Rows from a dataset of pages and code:
= = = = =

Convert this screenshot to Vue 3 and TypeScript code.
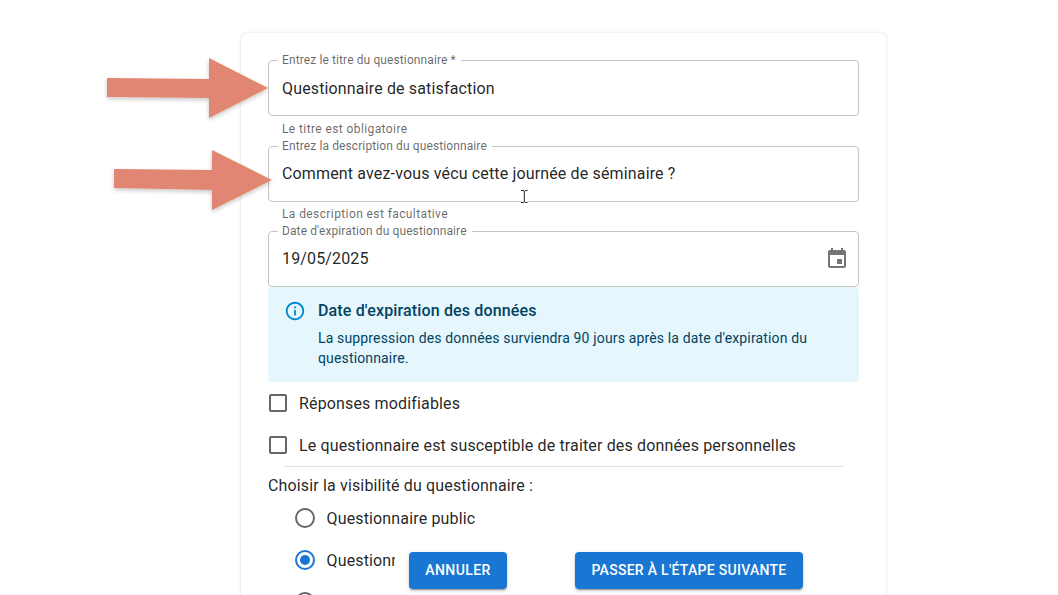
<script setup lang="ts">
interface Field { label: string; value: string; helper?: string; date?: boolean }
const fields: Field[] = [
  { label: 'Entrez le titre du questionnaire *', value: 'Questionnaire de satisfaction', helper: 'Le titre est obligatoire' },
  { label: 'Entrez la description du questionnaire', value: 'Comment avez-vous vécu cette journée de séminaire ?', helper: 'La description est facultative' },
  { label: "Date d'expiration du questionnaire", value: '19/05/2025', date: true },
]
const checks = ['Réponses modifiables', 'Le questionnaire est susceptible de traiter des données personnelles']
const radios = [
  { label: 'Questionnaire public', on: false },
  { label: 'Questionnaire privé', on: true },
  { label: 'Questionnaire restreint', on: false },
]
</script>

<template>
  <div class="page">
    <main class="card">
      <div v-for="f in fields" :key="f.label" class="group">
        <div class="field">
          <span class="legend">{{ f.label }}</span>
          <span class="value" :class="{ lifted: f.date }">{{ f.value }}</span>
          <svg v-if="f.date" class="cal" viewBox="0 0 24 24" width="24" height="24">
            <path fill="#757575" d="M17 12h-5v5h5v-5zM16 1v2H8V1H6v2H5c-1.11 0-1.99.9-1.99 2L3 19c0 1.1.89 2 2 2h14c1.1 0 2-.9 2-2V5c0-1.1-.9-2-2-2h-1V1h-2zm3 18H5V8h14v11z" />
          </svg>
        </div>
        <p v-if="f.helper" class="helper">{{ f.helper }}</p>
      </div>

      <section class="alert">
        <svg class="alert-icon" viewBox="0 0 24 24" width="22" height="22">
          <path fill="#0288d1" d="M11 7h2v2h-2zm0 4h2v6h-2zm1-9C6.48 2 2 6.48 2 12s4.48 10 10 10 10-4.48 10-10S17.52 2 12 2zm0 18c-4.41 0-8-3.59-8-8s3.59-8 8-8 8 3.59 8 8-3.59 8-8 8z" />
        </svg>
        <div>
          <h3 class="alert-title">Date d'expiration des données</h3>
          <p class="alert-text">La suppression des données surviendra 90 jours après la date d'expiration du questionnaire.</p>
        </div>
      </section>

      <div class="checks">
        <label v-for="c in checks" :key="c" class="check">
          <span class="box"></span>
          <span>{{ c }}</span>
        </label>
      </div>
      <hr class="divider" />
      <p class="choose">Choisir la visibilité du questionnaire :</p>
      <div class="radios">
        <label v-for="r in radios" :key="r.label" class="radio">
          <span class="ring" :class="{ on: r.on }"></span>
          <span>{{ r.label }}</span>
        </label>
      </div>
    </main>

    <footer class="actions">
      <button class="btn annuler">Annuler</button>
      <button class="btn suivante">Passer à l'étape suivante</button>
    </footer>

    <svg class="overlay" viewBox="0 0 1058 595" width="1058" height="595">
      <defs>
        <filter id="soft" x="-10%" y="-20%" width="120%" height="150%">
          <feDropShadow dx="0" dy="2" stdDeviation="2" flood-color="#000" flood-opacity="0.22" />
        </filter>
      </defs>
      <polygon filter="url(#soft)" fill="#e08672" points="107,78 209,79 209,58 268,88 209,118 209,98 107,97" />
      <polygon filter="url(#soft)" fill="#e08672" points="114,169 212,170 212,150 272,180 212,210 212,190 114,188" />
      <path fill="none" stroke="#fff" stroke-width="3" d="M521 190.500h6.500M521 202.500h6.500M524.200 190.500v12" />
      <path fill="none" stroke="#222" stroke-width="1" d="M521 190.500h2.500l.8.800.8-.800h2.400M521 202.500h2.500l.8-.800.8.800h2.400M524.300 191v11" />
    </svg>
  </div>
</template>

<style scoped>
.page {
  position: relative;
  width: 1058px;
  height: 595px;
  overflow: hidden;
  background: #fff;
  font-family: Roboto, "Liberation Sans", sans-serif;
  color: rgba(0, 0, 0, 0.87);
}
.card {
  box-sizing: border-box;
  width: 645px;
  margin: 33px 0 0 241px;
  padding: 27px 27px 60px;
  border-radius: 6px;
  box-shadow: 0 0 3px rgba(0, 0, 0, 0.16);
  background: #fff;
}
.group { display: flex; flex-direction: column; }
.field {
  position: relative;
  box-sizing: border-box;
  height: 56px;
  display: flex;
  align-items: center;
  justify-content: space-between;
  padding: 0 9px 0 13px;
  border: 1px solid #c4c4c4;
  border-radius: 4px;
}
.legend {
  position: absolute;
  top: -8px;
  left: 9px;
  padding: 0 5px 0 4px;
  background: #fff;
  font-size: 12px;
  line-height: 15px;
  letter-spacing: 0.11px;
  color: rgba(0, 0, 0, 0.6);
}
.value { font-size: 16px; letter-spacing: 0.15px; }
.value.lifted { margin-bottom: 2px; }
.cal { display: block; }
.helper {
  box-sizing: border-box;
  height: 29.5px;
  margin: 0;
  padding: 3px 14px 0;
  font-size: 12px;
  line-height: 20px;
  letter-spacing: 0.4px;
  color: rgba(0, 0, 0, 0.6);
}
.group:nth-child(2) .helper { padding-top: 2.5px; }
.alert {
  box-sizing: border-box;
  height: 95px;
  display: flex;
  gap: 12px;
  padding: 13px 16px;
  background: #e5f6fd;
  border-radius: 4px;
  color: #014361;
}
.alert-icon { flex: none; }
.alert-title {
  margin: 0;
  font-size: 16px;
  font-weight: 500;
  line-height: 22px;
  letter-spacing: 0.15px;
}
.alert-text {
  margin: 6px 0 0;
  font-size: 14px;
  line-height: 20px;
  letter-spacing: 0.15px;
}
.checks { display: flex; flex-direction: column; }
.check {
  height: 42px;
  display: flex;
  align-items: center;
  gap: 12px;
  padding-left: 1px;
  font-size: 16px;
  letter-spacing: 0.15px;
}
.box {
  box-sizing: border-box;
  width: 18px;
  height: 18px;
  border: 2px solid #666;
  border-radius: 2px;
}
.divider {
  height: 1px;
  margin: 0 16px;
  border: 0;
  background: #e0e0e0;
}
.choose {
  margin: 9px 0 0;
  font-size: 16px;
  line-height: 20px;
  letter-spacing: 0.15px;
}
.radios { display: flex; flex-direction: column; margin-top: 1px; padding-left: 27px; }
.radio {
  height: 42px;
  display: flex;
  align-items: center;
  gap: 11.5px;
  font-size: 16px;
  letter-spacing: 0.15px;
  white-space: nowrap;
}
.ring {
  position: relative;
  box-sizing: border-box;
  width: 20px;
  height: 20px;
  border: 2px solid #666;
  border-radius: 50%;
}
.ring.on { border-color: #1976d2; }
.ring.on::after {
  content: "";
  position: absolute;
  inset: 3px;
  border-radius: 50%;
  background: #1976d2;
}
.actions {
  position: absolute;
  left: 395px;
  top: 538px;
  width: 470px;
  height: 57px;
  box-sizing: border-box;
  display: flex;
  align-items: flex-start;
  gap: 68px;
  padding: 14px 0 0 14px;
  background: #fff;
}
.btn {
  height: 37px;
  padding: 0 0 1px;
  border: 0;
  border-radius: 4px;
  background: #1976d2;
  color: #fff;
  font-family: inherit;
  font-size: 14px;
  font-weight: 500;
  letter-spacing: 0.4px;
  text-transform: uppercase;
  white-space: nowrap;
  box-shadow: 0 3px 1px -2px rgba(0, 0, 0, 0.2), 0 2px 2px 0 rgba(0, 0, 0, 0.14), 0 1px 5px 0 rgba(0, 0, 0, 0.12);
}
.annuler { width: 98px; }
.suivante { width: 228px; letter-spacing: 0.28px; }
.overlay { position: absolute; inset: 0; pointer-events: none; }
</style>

= = = = =

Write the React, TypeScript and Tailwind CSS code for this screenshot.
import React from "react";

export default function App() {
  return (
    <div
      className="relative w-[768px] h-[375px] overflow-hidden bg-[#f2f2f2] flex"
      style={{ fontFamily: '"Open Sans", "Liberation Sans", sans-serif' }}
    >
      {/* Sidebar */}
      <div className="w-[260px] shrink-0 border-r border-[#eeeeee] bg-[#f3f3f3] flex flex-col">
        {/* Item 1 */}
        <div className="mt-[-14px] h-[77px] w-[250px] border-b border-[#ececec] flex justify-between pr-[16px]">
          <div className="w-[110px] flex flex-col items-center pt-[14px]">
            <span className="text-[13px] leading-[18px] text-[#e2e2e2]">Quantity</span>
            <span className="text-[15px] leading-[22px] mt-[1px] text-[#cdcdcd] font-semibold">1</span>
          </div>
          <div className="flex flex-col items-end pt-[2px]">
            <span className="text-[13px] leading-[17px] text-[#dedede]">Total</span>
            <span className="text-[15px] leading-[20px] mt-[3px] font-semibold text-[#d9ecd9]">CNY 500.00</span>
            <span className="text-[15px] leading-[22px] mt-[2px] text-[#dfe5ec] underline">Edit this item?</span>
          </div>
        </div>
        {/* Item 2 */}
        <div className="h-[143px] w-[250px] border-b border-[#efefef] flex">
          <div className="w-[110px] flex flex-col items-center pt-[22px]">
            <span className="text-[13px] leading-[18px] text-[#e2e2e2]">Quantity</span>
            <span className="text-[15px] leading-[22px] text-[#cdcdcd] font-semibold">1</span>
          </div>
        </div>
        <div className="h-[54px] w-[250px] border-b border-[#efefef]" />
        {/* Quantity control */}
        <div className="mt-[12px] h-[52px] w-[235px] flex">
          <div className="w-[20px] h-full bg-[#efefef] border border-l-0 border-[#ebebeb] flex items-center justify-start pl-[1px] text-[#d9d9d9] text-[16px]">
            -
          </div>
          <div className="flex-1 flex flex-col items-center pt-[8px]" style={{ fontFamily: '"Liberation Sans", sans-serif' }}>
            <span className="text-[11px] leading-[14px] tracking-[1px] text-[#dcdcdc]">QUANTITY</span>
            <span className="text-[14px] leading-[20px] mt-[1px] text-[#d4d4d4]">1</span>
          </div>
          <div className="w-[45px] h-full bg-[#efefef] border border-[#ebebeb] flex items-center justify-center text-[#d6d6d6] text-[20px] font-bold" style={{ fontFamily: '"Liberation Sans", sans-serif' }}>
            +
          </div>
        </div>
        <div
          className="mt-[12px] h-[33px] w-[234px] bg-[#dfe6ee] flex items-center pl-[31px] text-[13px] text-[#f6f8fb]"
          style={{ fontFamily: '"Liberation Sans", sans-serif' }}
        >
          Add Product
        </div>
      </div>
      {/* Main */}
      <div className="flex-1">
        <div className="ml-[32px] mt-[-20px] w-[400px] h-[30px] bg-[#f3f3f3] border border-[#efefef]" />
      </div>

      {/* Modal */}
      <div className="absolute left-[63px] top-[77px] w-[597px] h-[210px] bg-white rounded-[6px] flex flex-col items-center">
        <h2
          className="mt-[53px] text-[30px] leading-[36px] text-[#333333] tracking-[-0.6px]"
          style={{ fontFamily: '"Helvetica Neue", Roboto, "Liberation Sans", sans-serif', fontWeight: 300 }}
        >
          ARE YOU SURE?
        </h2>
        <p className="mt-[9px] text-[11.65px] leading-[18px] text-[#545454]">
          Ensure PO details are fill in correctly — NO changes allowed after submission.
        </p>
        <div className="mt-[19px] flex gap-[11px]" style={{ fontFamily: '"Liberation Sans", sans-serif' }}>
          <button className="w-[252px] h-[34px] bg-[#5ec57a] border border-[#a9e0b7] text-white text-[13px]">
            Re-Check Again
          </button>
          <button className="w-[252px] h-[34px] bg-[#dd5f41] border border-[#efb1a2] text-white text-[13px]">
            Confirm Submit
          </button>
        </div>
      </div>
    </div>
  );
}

= = = = =

:: GIVEN REQUEST ::
Print exactly the lines above from the one with "Write the React, TypeScript" to the one with "import React from", including both.

:: EXERCISE RESULT ::
Write the React, TypeScript and Tailwind CSS code for this screenshot.
import React from "react";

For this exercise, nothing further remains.